Dataset content:

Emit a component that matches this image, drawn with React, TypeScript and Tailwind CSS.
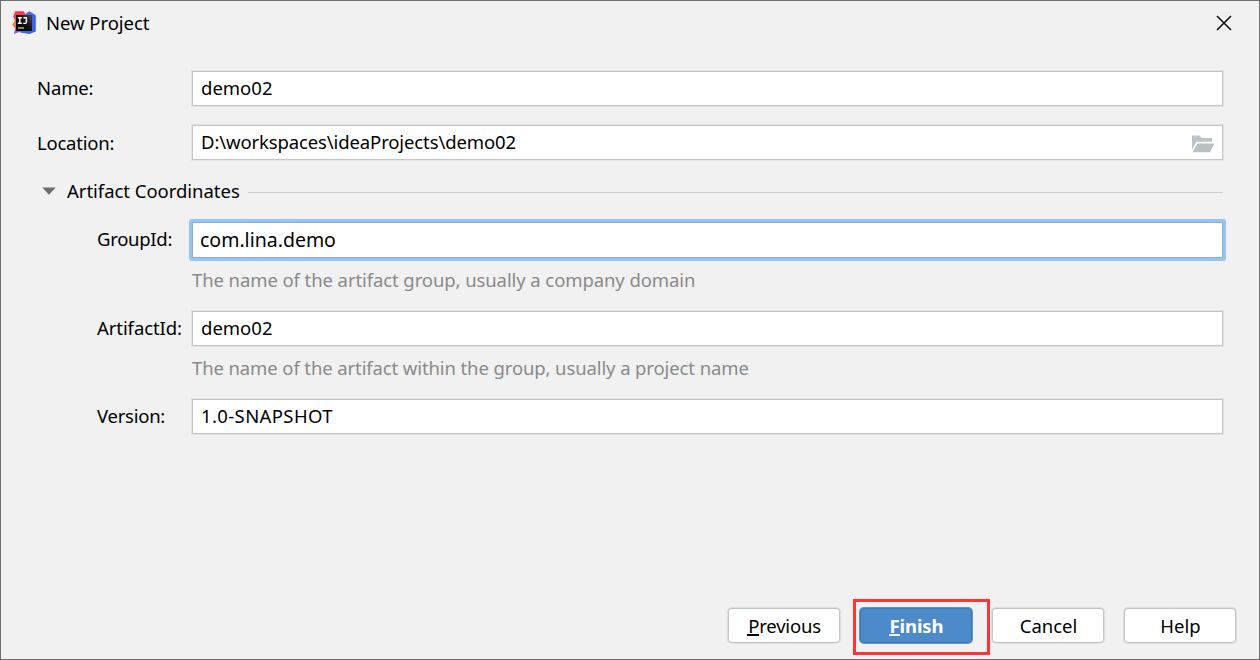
import type { ReactNode } from "react";

function IdeaLogo() {
  return (
    <svg width="24" height="24" viewBox="0 0 24 24" className="-mt-px block shrink-0">
      <defs>
        <linearGradient id="left" x1="0" y1="0" x2="0" y2="1">
          <stop offset="0" stopColor="#fb2f55" />
          <stop offset="0.42" stopColor="#f7533f" />
          <stop offset="0.58" stopColor="#fb8a24" />
          <stop offset="0.75" stopColor="#c64796" />
          <stop offset="1" stopColor="#8c4fe0" />
        </linearGradient>
        <linearGradient id="right" x1="0" y1="0" x2="1" y2="0.6">
          <stop offset="0" stopColor="#8a4ad0" />
          <stop offset="0.5" stopColor="#3f67ee" />
          <stop offset="1" stopColor="#3b63dd" />
        </linearGradient>
        <linearGradient id="tile" x1="1" y1="0" x2="0" y2="1">
          <stop offset="0" stopColor="#454545" />
          <stop offset="0.5" stopColor="#101010" />
          <stop offset="1" stopColor="#000" />
        </linearGradient>
      </defs>
      <path d="M12 4L17.2 0.2L23.8 4.2V20.4L17.5 23L8 21.5Z" fill="url(#right)" />
      <path d="M3.2 0.2H11.5L15 5V20L9.6 20L2 23L3.4 17.2L0 13.8L3 10L1.2 5.6Z" fill="url(#left)" />
      <rect x="4" y="4" width="16" height="16" fill="url(#tile)" />
      <path d="M5.8 6.7H9.8M7.8 6.7V12.2M5.8 12.3H9.8M11.4 6.7H14.4V11Q14.4 12.4 13 12.4H11.2" fill="none" stroke="#fff" strokeWidth="1.4" />
      <path d="M6 17H12" stroke="#d8d8d8" strokeWidth="1.2" />
    </svg>
  );
}

function FolderIcon() {
  return (
    <svg width="24" height="18" viewBox="0 0 24 18" className="mt-[2px] block">
      <path d="M1 14.6V0.5H8.2L10.6 3H21V6.8H5.5Z" fill="#adb4b9" fillOpacity="0.8" />
      <path d="M6.4 8.4H23.4L19 17.3H1.6Z" fill="#b9c0c4" />
    </svg>
  );
}

function Field({ value, className = "", children }: { value: string; className?: string; children?: ReactNode }) {
  return (
    <div className="flex h-[35px] w-[1031px] items-center justify-between border border-[#c4c4c4] bg-white pr-[7px] pl-2 shadow-[0_0_0_1px_#e2e2e2]">
      <span className={`pb-[2px] ${className}`}>{value}</span>
      {children}
    </div>
  );
}

function Button({
  children,
  className = "",
  tone = "border-[#c4c4c4] bg-white shadow-[0_0_0_1px_#dedede]",
}: {
  children: ReactNode;
  className?: string;
  tone?: string;
}) {
  return (
    <button className={`flex h-[35px] w-28 items-center justify-center rounded-[4px] border pl-px ${tone} ${className}`}>
      {children}
    </button>
  );
}

function Mnemonic({ letter }: { letter: string }) {
  return <span className="relative after:absolute after:-left-px after:right-0 after:bottom-[2px] after:h-[2px] after:bg-current">{letter}</span>;
}

export default function App() {
  return (
    <div className="flex h-[660px] w-[1260px] flex-col overflow-hidden border border-[#6e6e6e] bg-[#f1f1f1] font-['Noto_Sans',sans-serif] text-[18.5px] leading-6 whitespace-nowrap text-black">
      <header className="flex h-[70px] items-start justify-between pt-[10px] pr-[27px] pl-[11px]">
        <div className="flex items-center gap-[10px]">
          <IdeaLogo />
          <span className="tracking-[-0.05px]">New Project</span>
        </div>
        <svg width="16" height="16" viewBox="0 0 16 16" className="mt-1">
          <path d="M1 1L15 15M15 1L1 15" stroke="#111" strokeWidth="1.6" />
        </svg>
      </header>
      <main className="flex flex-col pl-9">
        <div className="flex h-[35px] items-center">
          <span className="w-[155px] pb-[2px] tracking-[-0.15px]">Name:</span>
          <Field value="demo02" />
        </div>
        <div className="mt-[19px] flex h-[35px] items-center">
          <span className="w-[155px] pt-px tracking-[-0.22px]">Location:</span>
          <Field value="D:\workspaces\ideaProjects\demo02" className="tracking-[-0.12px]">
            <FolderIcon />
          </Field>
        </div>
        <div className="mt-[19px] flex h-6 w-[1186px] items-center pl-[5px]">
          <svg width="14" height="8" viewBox="0 0 14 8">
            <path d="M0.3 0.5H13.7L7 7.7Z" fill="#6e6e6e" />
          </svg>
          <span className="ml-[11px] w-[181px] tracking-[-0.03px]">Artifact Coordinates</span>
          <div className="mt-[2px] h-px flex-1 bg-[#cfcfcf]" />
        </div>
        <div className="mt-4 flex h-[42px] items-center pl-[60px]">
          <span className="w-[92px] pb-[2px] tracking-[-0.28px]">GroupId:</span>
          <div className="flex h-[42px] w-[1037px] items-center rounded-[3px] border-[3px] border-[#97c3f3]">
            <div className="flex h-9 w-full items-center border border-[#87afda] bg-white pl-[7px]">
              <span className="text-[19.5px]">com.lina.demo</span>
            </div>
          </div>
        </div>
        <p className="mt-[7px] h-6 pl-[155px] tracking-[-0.09px] text-[#8a8a8a]">The name of the artifact group, usually a company domain</p>
        <div className="mt-[19px] flex h-[35px] items-center pl-[60px]">
          <span className="w-[95px] pb-[2px] tracking-[-0.08px]">ArtifactId:</span>
          <Field value="demo02" />
        </div>
        <p className="mt-[10px] h-6 pl-[155px] tracking-[-0.11px] text-[#8a8a8a]">The name of the artifact within the group, usually a project name</p>
        <div className="mt-[19px] flex h-[35px] items-center pl-[60px]">
          <span className="w-[95px] pb-[2px] tracking-[-0.25px]">Version:</span>
          <Field value="1.0-SNAPSHOT" className="tracking-[0.38px]" />
        </div>
      </main>
      <footer className="mt-auto flex items-center justify-end pr-[23px] pb-1">
        <Button className="-mt-[3px] tracking-[-0.2px]">
          <span><Mnemonic letter="P" />revious</span>
        </Button>
        <div className="ml-[13px] flex h-14 w-[137px] items-start border-[3px] border-[#fc3436] pt-[6px] pl-1">
          <Button
            tone="border-[#3c78ba] bg-[#4d8ac9] shadow-[0_0_0_1px_#5f94cd]"
            className="pl-[2px] font-bold tracking-[-0.1px] text-white"
          >
            <span><Mnemonic letter="F" />inish</span>
          </Button>
        </div>
        <Button className="-mt-[3px] ml-[2px] tracking-[-0.05px]">Cancel</Button>
        <Button className="-mt-[3px] ml-5 pl-[4px]">Help</Button>
      </footer>
    </div>
  );
}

Aim of the exercise: Leave the pictures out, and print every line of the listing exactly as written.

Output below:
Emit a component that matches this image, drawn with React, TypeScript and Tailwind CSS.
import type { ReactNode } from "react";

function IdeaLogo() {
  return (
    <svg width="24" height="24" viewBox="0 0 24 24" className="-mt-px block shrink-0">
      <defs>
        <linearGradient id="left" x1="0" y1="0" x2="0" y2="1">
          <stop offset="0" stopColor="#fb2f55" />
          <stop offset="0.42" stopColor="#f7533f" />
          <stop offset="0.58" stopColor="#fb8a24" />
          <stop offset="0.75" stopColor="#c64796" />
          <stop offset="1" stopColor="#8c4fe0" />
        </linearGradient>
        <linearGradient id="right" x1="0" y1="0" x2="1" y2="0.6">
          <stop offset="0" stopColor="#8a4ad0" />
          <stop offset="0.5" stopColor="#3f67ee" />
          <stop offset="1" stopColor="#3b63dd" />
        </linearGradient>
        <linearGradient id="tile" x1="1" y1="0" x2="0" y2="1">
          <stop offset="0" stopColor="#454545" />
          <stop offset="0.5" stopColor="#101010" />
          <stop offset="1" stopColor="#000" />
        </linearGradient>
      </defs>
      <path d="M12 4L17.2 0.2L23.8 4.2V20.4L17.5 23L8 21.5Z" fill="url(#right)" />
      <path d="M3.2 0.2H11.5L15 5V20L9.6 20L2 23L3.4 17.2L0 13.8L3 10L1.2 5.6Z" fill="url(#left)" />
      <rect x="4" y="4" width="16" height="16" fill="url(#tile)" />
      <path d="M5.8 6.7H9.8M7.8 6.7V12.2M5.8 12.3H9.8M11.4 6.7H14.4V11Q14.4 12.4 13 12.4H11.2" fill="none" stroke="#fff" strokeWidth="1.4" />
      <path d="M6 17H12" stroke="#d8d8d8" strokeWidth="1.2" />
    </svg>
  );
}

function FolderIcon() {
  return (
    <svg width="24" height="18" viewBox="0 0 24 18" className="mt-[2px] block">
      <path d="M1 14.6V0.5H8.2L10.6 3H21V6.8H5.5Z" fill="#adb4b9" fillOpacity="0.8" />
      <path d="M6.4 8.4H23.4L19 17.3H1.6Z" fill="#b9c0c4" />
    </svg>
  );
}

function Field({ value, className = "", children }: { value: string; className?: string; children?: ReactNode }) {
  return (
    <div className="flex h-[35px] w-[1031px] items-center justify-between border border-[#c4c4c4] bg-white pr-[7px] pl-2 shadow-[0_0_0_1px_#e2e2e2]">
      <span className={`pb-[2px] ${className}`}>{value}</span>
      {children}
    </div>
  );
}

function Button({
  children,
  className = "",
  tone = "border-[#c4c4c4] bg-white shadow-[0_0_0_1px_#dedede]",
}: {
  children: ReactNode;
  className?: string;
  tone?: string;
}) {
  return (
    <button className={`flex h-[35px] w-28 items-center justify-center rounded-[4px] border pl-px ${tone} ${className}`}>
      {children}
    </button>
  );
}

function Mnemonic({ letter }: { letter: string }) {
  return <span className="relative after:absolute after:-left-px after:right-0 after:bottom-[2px] after:h-[2px] after:bg-current">{letter}</span>;
}

export default function App() {
  return (
    <div className="flex h-[660px] w-[1260px] flex-col overflow-hidden border border-[#6e6e6e] bg-[#f1f1f1] font-['Noto_Sans',sans-serif] text-[18.5px] leading-6 whitespace-nowrap text-black">
      <header className="flex h-[70px] items-start justify-between pt-[10px] pr-[27px] pl-[11px]">
        <div className="flex items-center gap-[10px]">
          <IdeaLogo />
          <span className="tracking-[-0.05px]">New Project</span>
        </div>
        <svg width="16" height="16" viewBox="0 0 16 16" className="mt-1">
          <path d="M1 1L15 15M15 1L1 15" stroke="#111" strokeWidth="1.6" />
        </svg>
      </header>
      <main className="flex flex-col pl-9">
        <div className="flex h-[35px] items-center">
          <span className="w-[155px] pb-[2px] tracking-[-0.15px]">Name:</span>
          <Field value="demo02" />
        </div>
        <div className="mt-[19px] flex h-[35px] items-center">
          <span className="w-[155px] pt-px tracking-[-0.22px]">Location:</span>
          <Field value="D:\workspaces\ideaProjects\demo02" className="tracking-[-0.12px]">
            <FolderIcon />
          </Field>
        </div>
        <div className="mt-[19px] flex h-6 w-[1186px] items-center pl-[5px]">
          <svg width="14" height="8" viewBox="0 0 14 8">
            <path d="M0.3 0.5H13.7L7 7.7Z" fill="#6e6e6e" />
          </svg>
          <span className="ml-[11px] w-[181px] tracking-[-0.03px]">Artifact Coordinates</span>
          <div className="mt-[2px] h-px flex-1 bg-[#cfcfcf]" />
        </div>
        <div className="mt-4 flex h-[42px] items-center pl-[60px]">
          <span className="w-[92px] pb-[2px] tracking-[-0.28px]">GroupId:</span>
          <div className="flex h-[42px] w-[1037px] items-center rounded-[3px] border-[3px] border-[#97c3f3]">
            <div className="flex h-9 w-full items-center border border-[#87afda] bg-white pl-[7px]">
              <span className="text-[19.5px]">com.lina.demo</span>
            </div>
          </div>
        </div>
        <p className="mt-[7px] h-6 pl-[155px] tracking-[-0.09px] text-[#8a8a8a]">The name of the artifact group, usually a company domain</p>
        <div className="mt-[19px] flex h-[35px] items-center pl-[60px]">
          <span className="w-[95px] pb-[2px] tracking-[-0.08px]">ArtifactId:</span>
          <Field value="demo02" />
        </div>
        <p className="mt-[10px] h-6 pl-[155px] tracking-[-0.11px] text-[#8a8a8a]">The name of the artifact within the group, usually a project name</p>
        <div className="mt-[19px] flex h-[35px] items-center pl-[60px]">
          <span className="w-[95px] pb-[2px] tracking-[-0.25px]">Version:</span>
          <Field value="1.0-SNAPSHOT" className="tracking-[0.38px]" />
        </div>
      </main>
      <footer className="mt-auto flex items-center justify-end pr-[23px] pb-1">
        <Button className="-mt-[3px] tracking-[-0.2px]">
          <span><Mnemonic letter="P" />revious</span>
        </Button>
        <div className="ml-[13px] flex h-14 w-[137px] items-start border-[3px] border-[#fc3436] pt-[6px] pl-1">
          <Button
            tone="border-[#3c78ba] bg-[#4d8ac9] shadow-[0_0_0_1px_#5f94cd]"
            className="pl-[2px] font-bold tracking-[-0.1px] text-white"
          >
            <span><Mnemonic letter="F" />inish</span>
          </Button>
        </div>
        <Button className="-mt-[3px] ml-[2px] tracking-[-0.05px]">Cancel</Button>
        <Button className="-mt-[3px] ml-5 pl-[4px]">Help</Button>
      </footer>
    </div>
  );
}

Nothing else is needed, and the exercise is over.